2011-07-19 21:38:09 | その他の雑記
 先日、スペースシャトル・アトランティスが打ち上げられました。このSTS-135がシャトルの最後のミッションです。9日の「ウェークアップ! ぷらす」で虎谷温子アナがシャトルのペイロードベイを指して「ここに人が乗ってるって思ってた」という意味合いのことを言っててびっくり。
 興味のない人の理解度ってこの程度なのかよう (*´Д`)
 でも愛嬌あったので憎めませんでした。

 さて、スペースシャトルという存在の位置づけについて、これまでに何度もシャトルをコキおろしてきて(少し言い過ぎたと反省してます)、重複する部分も多いのですが、私的な小括をしてみたいと思います。シャトルの機能の長短を簡単に列挙すると、私には主に次のような点が想起されます。

長所
 (1) 約30tの貨物を低軌道へ運び、逆に持ち帰ることもできた
 (2) 最大7人も搭乗でき、軌道上でハッブルの修復など大規模な作業ができた
 (3) 斬新な設計思想とデザインが、大衆の人気を得た
短所
 (1) 使い捨てロケットよりもコストがかかり過ぎた
 (2) 人と貨物を同時に運ぶため機体が巨大化して安全性が損なわれた
 (3) 斬新な設計思想とデザインが、大衆の人気を得た

 機体の使いまわしが出来る、という点は結局コスト高を招いたので除外しました。長所(1)の役割はISS建造に貢献したほか、他国の衛星の鹵獲も含まれていたようです。冷戦時代は軍事利用が多かったそうですから、本当に旧ソ連の衛星を奪取したことあるのでしょうか(でも東側諸国の領土に墜落したらどうするんだ?)。ちなみに、飛行場まで帰還できるのは結構でしたが、パラシュートによる帰還技術が失われてしまったと『宇宙兄弟』で言ってました。

 短所(2)の人と貨物を一緒に載せるということは、人間のための安全基準を全体に施す必要に迫られ、宇宙開発史上最多の14人もの犠牲者を生む遠因になったのではないか、と私は考えます。

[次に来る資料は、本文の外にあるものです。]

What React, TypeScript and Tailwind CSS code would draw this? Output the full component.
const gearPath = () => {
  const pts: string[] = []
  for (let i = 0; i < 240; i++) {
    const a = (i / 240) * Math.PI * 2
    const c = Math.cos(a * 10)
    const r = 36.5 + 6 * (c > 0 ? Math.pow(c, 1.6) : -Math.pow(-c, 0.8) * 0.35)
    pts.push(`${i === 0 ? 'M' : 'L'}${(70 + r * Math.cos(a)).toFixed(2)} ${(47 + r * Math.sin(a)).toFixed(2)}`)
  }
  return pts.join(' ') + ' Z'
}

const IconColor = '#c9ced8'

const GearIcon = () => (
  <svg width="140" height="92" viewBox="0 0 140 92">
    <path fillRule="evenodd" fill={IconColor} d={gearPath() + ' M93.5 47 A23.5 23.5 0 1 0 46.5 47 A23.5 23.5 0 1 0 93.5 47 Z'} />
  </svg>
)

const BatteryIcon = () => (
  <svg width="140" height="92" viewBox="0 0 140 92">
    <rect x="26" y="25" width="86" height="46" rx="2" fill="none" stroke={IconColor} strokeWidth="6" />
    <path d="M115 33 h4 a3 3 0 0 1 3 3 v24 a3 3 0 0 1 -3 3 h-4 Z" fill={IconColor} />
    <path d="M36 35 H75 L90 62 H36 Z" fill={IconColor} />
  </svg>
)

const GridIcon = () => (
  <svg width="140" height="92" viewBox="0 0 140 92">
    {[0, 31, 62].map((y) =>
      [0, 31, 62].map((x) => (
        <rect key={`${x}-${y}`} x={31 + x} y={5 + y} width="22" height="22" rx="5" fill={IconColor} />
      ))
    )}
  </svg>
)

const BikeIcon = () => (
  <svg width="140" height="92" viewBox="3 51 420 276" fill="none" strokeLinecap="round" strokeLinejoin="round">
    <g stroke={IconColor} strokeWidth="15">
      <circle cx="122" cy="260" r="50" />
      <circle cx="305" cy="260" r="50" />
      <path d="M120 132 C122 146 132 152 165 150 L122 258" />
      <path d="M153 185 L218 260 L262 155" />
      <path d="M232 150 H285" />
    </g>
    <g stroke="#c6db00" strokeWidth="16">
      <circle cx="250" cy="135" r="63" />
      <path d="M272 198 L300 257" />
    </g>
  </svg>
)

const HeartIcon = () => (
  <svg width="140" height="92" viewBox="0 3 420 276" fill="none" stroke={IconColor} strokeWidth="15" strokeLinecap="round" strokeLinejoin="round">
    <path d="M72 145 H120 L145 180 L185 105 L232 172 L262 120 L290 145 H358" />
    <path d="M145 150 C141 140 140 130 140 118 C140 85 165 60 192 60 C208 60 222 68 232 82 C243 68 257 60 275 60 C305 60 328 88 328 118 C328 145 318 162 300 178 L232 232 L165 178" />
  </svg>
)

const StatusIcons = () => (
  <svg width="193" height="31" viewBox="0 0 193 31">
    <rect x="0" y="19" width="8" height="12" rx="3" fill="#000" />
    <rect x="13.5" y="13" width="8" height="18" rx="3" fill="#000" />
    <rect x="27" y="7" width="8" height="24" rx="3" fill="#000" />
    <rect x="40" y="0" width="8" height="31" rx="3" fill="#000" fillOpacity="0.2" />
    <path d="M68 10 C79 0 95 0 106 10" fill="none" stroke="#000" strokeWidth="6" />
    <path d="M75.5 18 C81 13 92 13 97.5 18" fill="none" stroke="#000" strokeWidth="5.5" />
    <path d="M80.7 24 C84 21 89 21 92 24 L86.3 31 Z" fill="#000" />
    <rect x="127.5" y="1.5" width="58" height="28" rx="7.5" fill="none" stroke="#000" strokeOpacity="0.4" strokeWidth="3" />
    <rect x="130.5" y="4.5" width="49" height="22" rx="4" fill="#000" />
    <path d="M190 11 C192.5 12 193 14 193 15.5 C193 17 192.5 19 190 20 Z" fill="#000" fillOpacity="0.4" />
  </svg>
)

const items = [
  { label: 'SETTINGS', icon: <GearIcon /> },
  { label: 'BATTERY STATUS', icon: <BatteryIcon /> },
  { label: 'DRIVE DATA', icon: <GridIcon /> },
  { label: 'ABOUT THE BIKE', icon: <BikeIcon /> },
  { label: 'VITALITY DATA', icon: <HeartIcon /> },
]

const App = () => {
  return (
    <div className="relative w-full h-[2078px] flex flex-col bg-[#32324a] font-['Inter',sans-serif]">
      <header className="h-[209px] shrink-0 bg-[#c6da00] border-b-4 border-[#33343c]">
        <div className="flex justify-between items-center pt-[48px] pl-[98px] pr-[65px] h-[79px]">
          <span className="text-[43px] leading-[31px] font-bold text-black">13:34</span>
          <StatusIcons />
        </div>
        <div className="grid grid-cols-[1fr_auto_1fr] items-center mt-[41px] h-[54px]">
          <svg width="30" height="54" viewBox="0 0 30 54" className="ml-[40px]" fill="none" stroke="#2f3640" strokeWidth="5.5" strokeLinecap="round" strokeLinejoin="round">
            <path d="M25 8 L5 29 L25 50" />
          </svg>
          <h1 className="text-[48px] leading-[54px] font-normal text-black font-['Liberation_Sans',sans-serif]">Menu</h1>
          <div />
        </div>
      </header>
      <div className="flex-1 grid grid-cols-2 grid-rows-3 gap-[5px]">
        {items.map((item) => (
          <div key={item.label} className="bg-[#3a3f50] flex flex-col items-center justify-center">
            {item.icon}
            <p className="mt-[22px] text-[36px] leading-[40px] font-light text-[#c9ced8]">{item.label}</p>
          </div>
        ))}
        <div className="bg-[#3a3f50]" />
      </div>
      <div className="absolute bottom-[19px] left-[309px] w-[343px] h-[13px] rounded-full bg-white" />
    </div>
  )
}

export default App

とりわけ2003年のコロンビアの空中分解は、耐熱材の剥落で主翼が破損し、再突入時に内部へ過度の熱が伝わったためとみられており、こうした危険性は機体が巨大化するほど生じやすいのではないでしょうか。それにデカ過ぎてアブレーターが使えないそうなので、耐熱材に頼っていたのも弱点だったと言えるかも知れません。

 長所短所とも(3)が同じなのは間違いではありません。やたらカッコいい外観は、広く一般大衆の耳目を勝ちえました。見てくれは広報面で重要です。 宇宙開発には予算が必要→予算を得るには人民の理解や支持が必要→それには話題作りが必要──ですからね。また、シャトルに憧れた世代から実際に宇宙飛行士が誕生しており、宇宙開発史に足跡を残したのは確かです。しかし、人々の目に映ったのは外観だけだった。スペースシャトルは美しかったから、見るものの目を曇らせ、本質や問題点を覆い隠してしまったのではないか。

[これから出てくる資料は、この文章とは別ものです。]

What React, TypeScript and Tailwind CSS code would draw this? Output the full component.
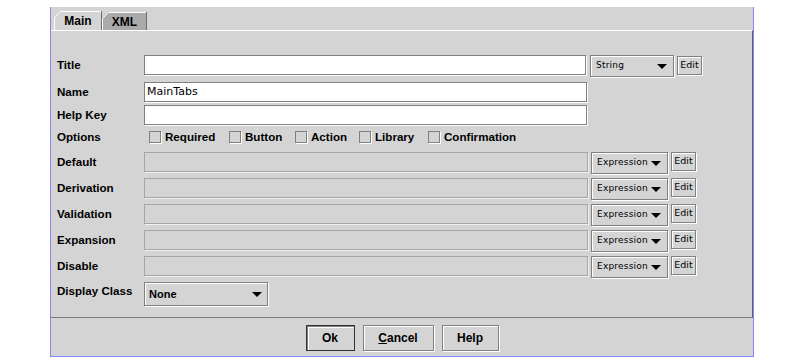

 人々のシャトルへの愛が、宇宙開発の軌道修正を妨げたのではないか?

 私もそんな1人だったのですから、えらそうなことは言えませんね。後戻りできないのは公共事業の性ですし。
 とはいえ、今回のシャトル引退に関して見聞きした限りのニュースでは、計画を30年も続けた功罪について正面から切り込んだものは見受けられませんでした。過去の犠牲は一過性の悲劇として教訓にはならず、「要するにヤバ過ぎたんだよ」とズバリいう人はいなさそうです。松浦晋也先生くらいですかね(この記事も『スペースシャトルの落日』に依存してます)。 カプセル型帰還船に回帰したことは一つの教訓かも知れませんが。。。
 そんなこんなで、シャトルを擬人化して私なりの結論を言うと「タレントとしては勝ち組、事業家としては負け組」という感じがします。世界中でファンを獲得し、30年も舞台の主役を張り続けた一方で、14人の殉職者を出した末に、基本的な設計思想やフォルムは継承されることなく店じまいするわけですから(昨今流行りの民間サブオービタル機は根本的に別物)。

 いつかもっと冷静、正当に分析・評価され、歴史上の判断が定まる時が来ると確信していますが、それが栄光か汚名か、偉業か愚行か、今を生きる私たちが公平に裁くのは非常に難しいでしょう。
「この目で見たから間違いない」「その場にいた自分が一番よく知っている」というのは、歴史検証においては往々にして間違いを生みます。時代を共有した者は、その体験(とくにビジュアル面)の印象が強く刷りこまれ、実像や本質が見えず、得てして相対的な評価ができないものなのです。なんせシャトルはカッコいいから。
 私たちはまだ、スペースシャトルがもたらした興奮、あるいは狂気の中にいます。正気に戻るのはまだしばらく先でしょう。せめて、今後の宇宙開発の行く末をじっくり見続けて、自分なりの解答を見つけたいものです。今後、飛躍的な技術発展でシャトル回帰の道が出てこないとも限りませんが、ポストシャトルの座を軌道エレベーターが勝ちとれれば一番いいんですけどね。

 シャトルについては次回更新でも書こうと思っていますが、最後はあまり悪口は言わずに、敬意を持って書けたらと思っています。